One of the most common scams in cryptocurrency is the phishing scam, which, like the classic pump-and-dump, is not specific to digital currency. “Simply put, it means tricking the victims into revealing sensitive details like passwords, keys, etc.,” says Marie Tatibouet, chief marketing officer at Gate.io, a digital cryptocurrency trading platform.
Keys refer to the “private keys” needed to open any secure crypto wallet. It’s equivalent to your password and is the only thing that gives you exclusive access to your funds. Phishing scams, which are also used in run-of-the-mill identity theft and various types of corporate fraud, often come via email, with scammers posing as some authority and asking for credentials. These schemes also proliferate on social media.

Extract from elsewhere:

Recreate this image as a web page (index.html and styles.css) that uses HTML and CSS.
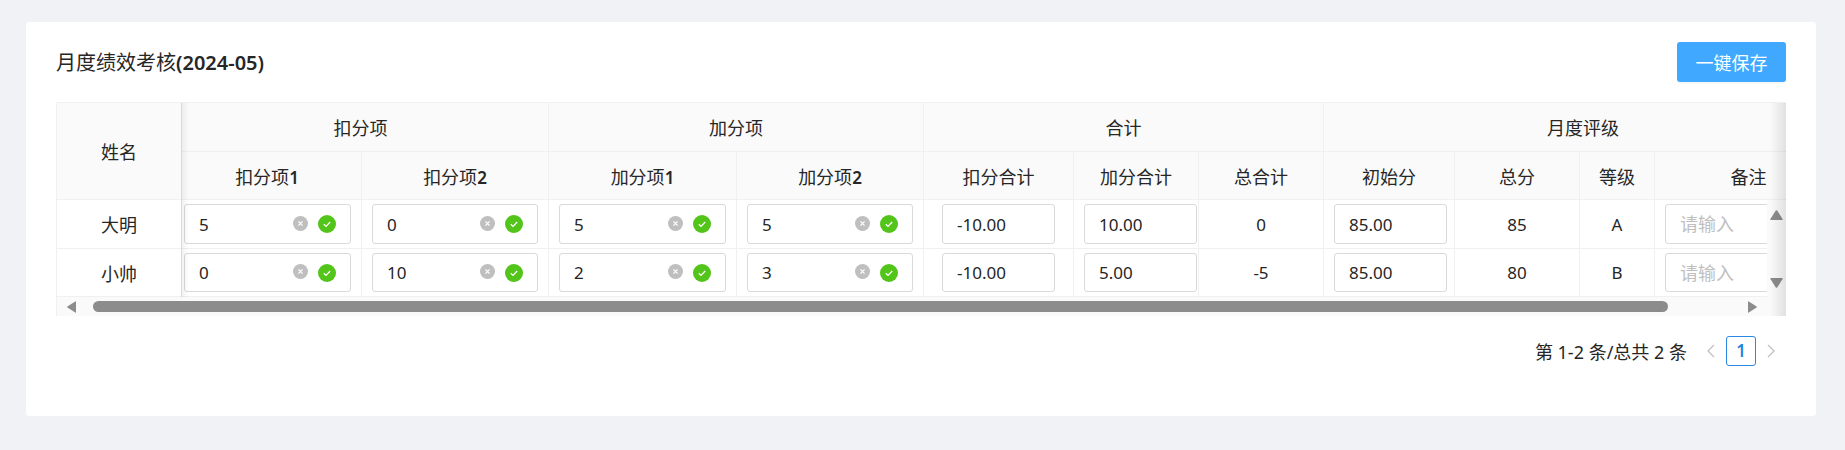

“Please do not click any random link that you see on Twitter,” Tatibouet says. Often, “attackers promise riches and ‘yields’ in return for” sensitive information, Tatibouet warns.
“Double-check the Twitter handles or the Discord ID,” Tatibouet says, referencing another popular communication platform. “Make sure that you are sourcing links from real and verified” accounts.
“It takes a bit of time, but it is extremely worth it,” Tatibouet says.